What Better Islamic Educational Governance Would Look Like in New Zealand

The New Zealand Islamic education community does not need to reinvent the wheel. Singapore’s experience with MUIS, the UK’s experience with Darul Uloom networks and Wifaq ul Ulama, and South Africa’s Jamiatul Ulama framework all offer models from which lessons can be drawn.

The most pressing priorities for New Zealand Islamic education in 2026 are:

A shared Quran progression framework: Every mosque madrasah should be tracking student Quranic progression systematically — recording which Iqra level or Quran page each student has reached, updating this after each session, and making it visible to parents. A shared framework would allow families to move between centres without losing their educational record.

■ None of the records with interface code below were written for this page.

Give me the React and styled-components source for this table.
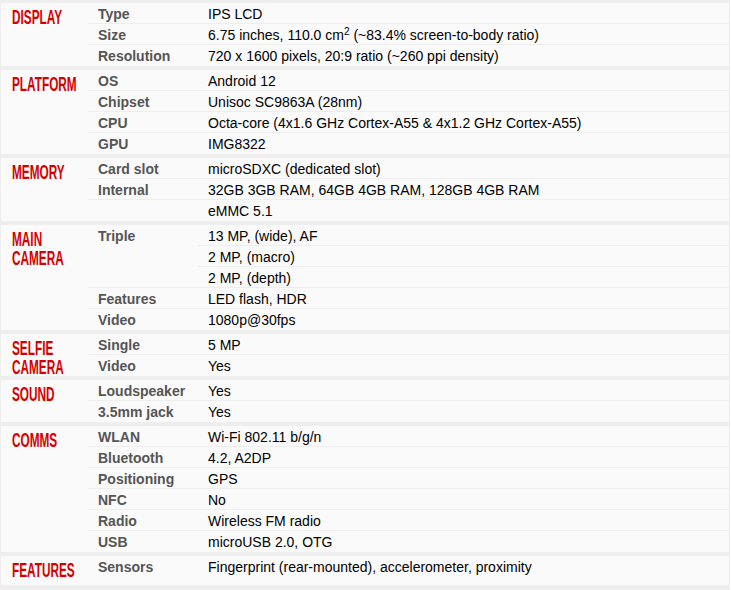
import React from "react";
import styled, { createGlobalStyle } from "styled-components";

const Global = createGlobalStyle`
  html, body { margin: 0; padding: 0; background: #fff; }
  body { font-family: "Liberation Sans", Arial, sans-serif; }
`;

const Wrapper = styled.div`
  width: 730px;
  box-sizing: border-box;
  background: #eee;
  padding: 3px 1px 5px 1px;
  display: flex;
  flex-direction: column;
  gap: 4px;
`;

const Section = styled.section`
  display: grid;
  grid-template-columns: 87px 1fr;
  background: #fafafa;
  min-height: ${(p) => (p.$minHeight ? `${p.$minHeight}px` : "auto")};
`;

const Header = styled.div`
  padding: 5px 0 0 11px;
  width: 76px;
  overflow: hidden;
`;

const Title = styled.div`
  font-family: "Liberation Sans", Arial, sans-serif;
  font-weight: 700;
  font-size: 20px;
  line-height: 18.5px;
  color: #d50000;
  white-space: nowrap;
  width: 130px;
  transform: scaleX(0.59);
  transform-origin: left top;
  text-transform: uppercase;
`;

const TitleLine = styled.div`
  display: block;
`;

const Items = styled.div`
  display: flex;
  flex-direction: column;
`;

const Item = styled.div`
  display: grid;
  grid-template-columns: 110px 1fr;
  &:not(:last-child) {
    box-shadow: inset 0 -1px #eee;
  }
`;

const Label = styled.div`
  padding: 1px 0 0 10px;
  font-size: 14px;
  line-height: 20px;
  font-weight: 700;
  color: #555;
  white-space: nowrap;
`;

const Values = styled.div`
  display: flex;
  flex-direction: column;
`;

const Value = styled.div`
  padding: 1px 0 0 10px;
  font-size: 14px;
  line-height: 20px;
  color: #000;
  white-space: nowrap;
  &:not(:last-child) {
    box-shadow: inset 0 -1px #eee;
  }
`;

const Sup = styled.sup`
  font-size: 10px;
  line-height: 0;
  vertical-align: 5px;
`;

const data = [
  {
    title: ["DISPLAY"],
    items: [
      ["Type", ["IPS LCD"]],
      [
        "Size",
        [
          <>
            6.75 inches, 110.0 cm<Sup>2</Sup> (~83.4% screen-to-body ratio)
          </>,
        ],
      ],
      ["Resolution", ["720 x 1600 pixels, 20:9 ratio (~260 ppi density)"]],
    ],
  },
  {
    title: ["PLATFORM"],
    items: [
      ["OS", ["Android 12"]],
      ["Chipset", ["Unisoc SC9863A (28nm)"]],
      ["CPU", ["Octa-core (4x1.6 GHz Cortex-A55 & 4x1.2 GHz Cortex-A55)"]],
      ["GPU", ["IMG8322"]],
    ],
  },
  {
    title: ["MEMORY"],
    items: [
      ["Card slot", ["microSDXC (dedicated slot)"]],
      ["Internal", ["32GB 3GB RAM, 64GB 4GB RAM, 128GB 4GB RAM"]],
      ["", ["eMMC 5.1"]],
    ],
  },
  {
    title: ["MAIN", "CAMERA"],
    items: [
      ["Triple", ["13 MP, (wide), AF", "2 MP, (macro)", "2 MP, (depth)"]],
      ["Features", ["LED flash, HDR"]],
      ["Video", ["1080p@30fps"]],
    ],
  },
  {
    title: ["SELFIE", "CAMERA"],
    items: [
      ["Single", ["5 MP"]],
      ["Video", ["Yes"]],
    ],
  },
  {
    title: ["SOUND"],
    items: [
      ["Loudspeaker", ["Yes"]],
      ["3.5mm jack", ["Yes"]],
    ],
  },
  {
    title: ["COMMS"],
    items: [
      ["WLAN", ["Wi-Fi 802.11 b/g/n"]],
      ["Bluetooth", ["4.2, A2DP"]],
      ["Positioning", ["GPS"]],
      ["NFC", ["No"]],
      ["Radio", ["Wireless FM radio"]],
      ["USB", ["microUSB 2.0, OTG"]],
    ],
  },
  {
    title: ["FEATURES"],
    minHeight: 29,
    items: [
      ["Sensors", ["Fingerprint (rear-mounted), accelerometer, proximity"]],
    ],
  },
];

export default function App() {
  return (
    <>
      <Global />
      <Wrapper>
        {data.map((sec, i) => (
          <Section key={i} $minHeight={sec.minHeight}>
            <Header>
              <Title>
                {sec.title.map((t, j) => (
                  <TitleLine key={j}>{t}</TitleLine>
                ))}
              </Title>
            </Header>
            <Items>
              {sec.items.map(([label, values], k) => (
                <Item key={k}>
                  <Label>{label}</Label>
                  <Values>
                    {values.map((v, m) => (
                      <Value key={m}>{v}</Value>
                    ))}
                  </Values>
                </Item>
              ))}
            </Items>
          </Section>
        ))}
      </Wrapper>
    </>
  );
}
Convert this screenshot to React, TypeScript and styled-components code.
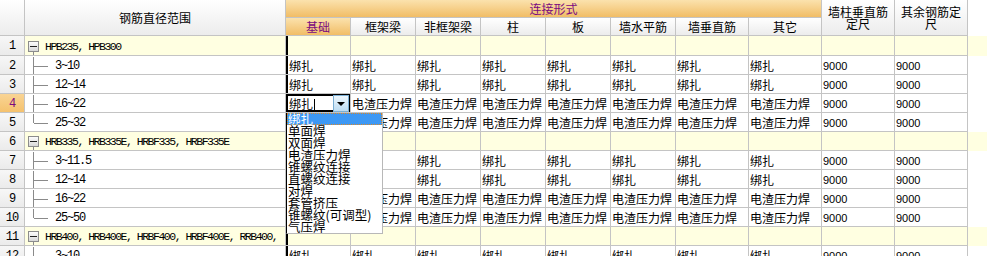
import styled, { createGlobalStyle, css } from "styled-components";

const GlobalStyle = createGlobalStyle`
  html, body { margin: 0; padding: 0; background: #ffffff; }
  body { font-family: "Noto Sans CJK SC", sans-serif; font-size: 12px; color: #000; }
`;

const COLS = "25px 261px repeat(6, 65px) repeat(4, 73px)";
const GRID_LINE = "#c4c4c4";
const PURPLE = "#7a0a80";
const CJK = `"Noto Sans CJK SC", "Liberation Sans", sans-serif`;
const MONO = `"Liberation Mono", "Noto Sans CJK SC", monospace`;

const Sheet = styled.div`
  position: relative;
  width: 987px;
  height: 256px;
  overflow: hidden;
  background: #fff;
`;

const Header = styled.div`
  display: grid;
  grid-template-columns: ${COLS};
  grid-template-rows: 18px 18px;
`;

const HeadCell = styled.div<{ $tone?: "plain" | "orange"; $wrap?: boolean; $col: string; $row: string }>`
  grid-column: ${(p) => p.$col};
  grid-row: ${(p) => p.$row};
  box-sizing: border-box;
  border-right: 1px solid ${GRID_LINE};
  border-bottom: 1px solid ${GRID_LINE};
  display: flex;
  align-items: center;
  justify-content: center;
  text-align: center;
  font-family: ${CJK};
  font-size: 12px;
  line-height: 12px;
  white-space: ${(p) => (p.$wrap ? "normal" : "nowrap")};
  padding: ${(p) => (p.$wrap ? "0 5px" : "0")};
  background: linear-gradient(#ffffff, #ececec);
  ${(p) =>
    p.$tone === "orange" &&
    css`
      background: linear-gradient(#fbe2ad, #f1bd66);
      color: ${PURPLE};
    `}
`;

const Row = styled.div<{ $h?: number; $group?: boolean }>`
  display: grid;
  grid-template-columns: ${COLS};
  height: ${(p) => p.$h ?? 19}px;
  background: ${(p) => (p.$group ? "#ffffe1" : "#ffffff")};
`;

const NumCell = styled.div<{ $active?: boolean }>`
  box-sizing: border-box;
  border-right: 1px solid ${GRID_LINE};
  border-bottom: 1px solid ${GRID_LINE};
  display: flex;
  align-items: center;
  justify-content: center;
  font-family: ${MONO};
  font-size: 12px;
  letter-spacing: -1px;
  padding-top: 1px;
  background: ${(p) => (p.$active ? "linear-gradient(#f9d494, #f5c26e)" : "linear-gradient(#f7f7f7, #ebebeb)")};
  color: ${(p) => (p.$active ? PURPLE : "#000")};
`;

const TreeCell = styled.div`
  position: relative;
  box-sizing: border-box;
  border-right: 1px solid ${GRID_LINE};
  border-bottom: 1px solid ${GRID_LINE};
  display: flex;
  align-items: center;
  font-family: ${MONO};
  font-size: 12px;
  letter-spacing: -1.2px;
  white-space: nowrap;
  overflow: hidden;
  padding-top: 1px;
`;

const GroupName = styled.span`
  font-size: 11.5px;
  letter-spacing: -1.5px;
`;

const MinusBox = styled.span`
  position: relative;
  box-sizing: border-box;
  width: 11px;
  height: 11px;
  margin-left: 3px;
  margin-right: 6px;
  border: 1px solid #8c8c8c;
  background: linear-gradient(#fcfcfc, #d8d8d8);
  display: flex;
  align-items: center;
  justify-content: center;
  &::before {
    content: "";
    width: 7px;
    height: 1px;
    background: #222;
  }
  &::after {
    content: "";
    position: absolute;
    left: 4px;
    top: 10px;
    width: 1px;
    height: 10px;
    background: #8a8a8a;
  }
`;

const Branch = styled.span<{ $last?: boolean }>`
  position: relative;
  align-self: stretch;
  width: 30px;
  flex: none;
  &::before {
    content: "";
    position: absolute;
    left: 8px;
    top: 0;
    width: 1px;
    height: ${(p) => (p.$last ? "50%" : "100%")};
    background: #8a8a8a;
  }
  &::after {
    content: "";
    position: absolute;
    left: 9px;
    top: 50%;
    width: 14px;
    height: 1px;
    background: #8a8a8a;
  }
`;

const ValueCell = styled.div<{ $num?: boolean; $lead?: boolean }>`
  box-sizing: border-box;
  border-right: 1px solid ${GRID_LINE};
  border-bottom: 1px solid ${GRID_LINE};
  display: flex;
  align-items: center;
  padding-left: ${(p) => (p.$lead ? 3 : 1)}px;
  padding-top: 1px;
  white-space: nowrap;
  overflow: hidden;
  font-family: ${(p) => (p.$num ? `"Liberation Sans", sans-serif` : CJK)};
  font-size: ${(p) => (p.$num ? 11 : 12)}px;
  ${(p) =>
    p.$lead &&
    css`
      box-shadow: inset 2px 0 0 #000;
    `}
`;

const EditCell = styled.div`
  position: relative;
  box-sizing: border-box;
  border-right: 1px solid ${GRID_LINE};
  border-bottom: 1px solid ${GRID_LINE};
  box-shadow: inset 0 0 0 2px #000;
  display: flex;
  align-items: center;
  justify-content: space-between;
  padding: 0 1px 0 3px;
  font-family: ${CJK};
  font-size: 12px;
`;

const Caret = styled.span`
  display: inline-block;
  width: 1px;
  height: 12px;
  background: #000;
  margin-left: 1px;
  vertical-align: -2px;
`;

const ComboButton = styled.span`
  box-sizing: border-box;
  width: 16px;
  height: 17px;
  border: 1px solid #7aaed3;
  background: linear-gradient(#eef7fd, #bcdcf2);
  display: flex;
  align-items: center;
  justify-content: center;
  &::before {
    content: "";
    border-left: 4px solid transparent;
    border-right: 4px solid transparent;
    border-top: 4px solid #000;
    margin-top: 1px;
  }
`;

const DropList = styled.ul`
  position: absolute;
  left: 286px;
  top: 113px;
  width: 97px;
  margin: 0;
  padding: 0;
  list-style: none;
  box-sizing: border-box;
  background: #fff;
  border-left: 1px solid #000;
  border-right: 1px solid #b8b8b8;
  border-bottom: 1px solid #b8b8b8;
  font-family: ${CJK};
  font-size: 12.5px;
  line-height: 12px;
`;

const DropItem = styled.li<{ $selected?: boolean }>`
  height: 12px;
  padding-left: 1px;
  white-space: nowrap;
  ${(p) =>
    p.$selected &&
    css`
      box-sizing: border-box;
      height: 12px;
      background: #3d98f4;
      color: #fff;
      border: 1px dotted #d9882a;
      line-height: 10px;
      padding-left: 0;
    `}
`;

type Child = { label: string; kind: "bind" | "weld"; last?: boolean };
type Group = { n: number; name: string; kids: Child[] };

const groups: Group[] = [
  {
    n: 1,
    name: "HPB235, HPB300",
    kids: [
      { label: "3~10", kind: "bind" },
      { label: "12~14", kind: "bind" },
      { label: "16~22", kind: "weld" },
      { label: "25~32", kind: "weld", last: true },
    ],
  },
  {
    n: 6,
    name: "HRB335, HRB335E, HRBF335, HRBF335E",
    kids: [
      { label: "3~11.5", kind: "bind" },
      { label: "12~14", kind: "bind" },
      { label: "16~22", kind: "weld" },
      { label: "25~50", kind: "weld", last: true },
    ],
  },
  {
    n: 11,
    name: "HRB400, HRB400E, HRBF400, HRBF400E, RRB400,",
    kids: [{ label: "3~10", kind: "bind" }],
  },
];

const subHeads = ["框架梁", "非框架梁", "柱", "板", "墙水平筋", "墙垂直筋", "其它"];
const options = ["绑扎", "单面焊", "双面焊", "电渣压力焊", "锥螺纹连接", "直螺纹连接", "对焊", "套管挤压", "锥螺纹(可调型)", "气压焊"];

const EDIT_ROW = 4;

export default function App() {
  const rows: JSX.Element[] = [];
  for (const g of groups) {
    rows.push(
      <Row key={`g${g.n}`} $group $h={g.n === 1 ? 20 : 19}>
        <NumCell>{g.n}</NumCell>
        <TreeCell>
          <MinusBox />
          <GroupName>{g.name}</GroupName>
        </TreeCell>
        {Array.from({ length: 10 }, (_, i) => (
          <ValueCell key={i} $lead={i === 0} />
        ))}
      </Row>
    );
    g.kids.forEach((k, idx) => {
      const n = g.n + idx + 1;
      const text = k.kind === "bind" ? "绑扎" : "电渣压力焊";
      rows.push(
        <Row key={`r${n}`}>
          <NumCell $active={n === EDIT_ROW}>{n}</NumCell>
          <TreeCell>
            <Branch $last={k.last} />
            {k.label}
          </TreeCell>
          {n === EDIT_ROW ? (
            <EditCell>
              <span>
                绑扎
                <Caret />
              </span>
              <ComboButton />
            </EditCell>
          ) : (
            <ValueCell $lead>{text}</ValueCell>
          )}
          {subHeads.map((h) => (
            <ValueCell key={h}>{text}</ValueCell>
          ))}
          <ValueCell $num>9000</ValueCell>
          <ValueCell $num>9000</ValueCell>
        </Row>
      );
    });
  }

  return (
    <>
      <GlobalStyle />
      <Sheet>
        <Header>
          <HeadCell $col="1" $row="1 / 3" />
          <HeadCell $col="2" $row="1 / 3">
            钢筋直径范围
          </HeadCell>
          <HeadCell $tone="orange" $col="3 / 11" $row="1">
            连接形式
          </HeadCell>
          <HeadCell $wrap $col="11" $row="1 / 3">
            墙柱垂直筋定尺
          </HeadCell>
          <HeadCell $wrap $col="12" $row="1 / 3">
            其余钢筋定尺
          </HeadCell>
          <HeadCell $tone="orange" $col="3" $row="2">
            基础
          </HeadCell>
          {subHeads.map((h, i) => (
            <HeadCell key={h} $col={String(4 + i)} $row="2">
              {h}
            </HeadCell>
          ))}
        </Header>
        {rows}
        <DropList>
          {options.map((o, i) => (
            <DropItem key={o} $selected={i === 0}>
              {o}
            </DropItem>
          ))}
        </DropList>
      </Sheet>
    </>
  );
}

Teacher minimum standards: New Zealand has no equivalent of Singapore’s ARS or the UK’s implicit expectation that madrasah teachers hold recognisable Islamic qualifications. Establishing minimum teaching standards — not as bureaucratic gatekeeping but as community quality assurance — would lift the floor across the network.

Digital administration: The mosque madrasahs that run on handwritten notebooks and WhatsApp groups are not just inefficient — they are fragile. When the imam or lead teacher leaves, the community’s educational records can disappear. Digital management that maintains institutional records, tracks Quranic progression, handles fee administration, and enables individual parent communication is not a luxury in 2026. It is the minimum infrastructure for a functioning educational institution.

FIANZ education coordination: FIANZ is well placed to develop a lightweight national coordination function — not a bureaucratic mandate, but a shared resource library, best practice guidance, and annual gathering of madrasah principals to share experience and build community of practice.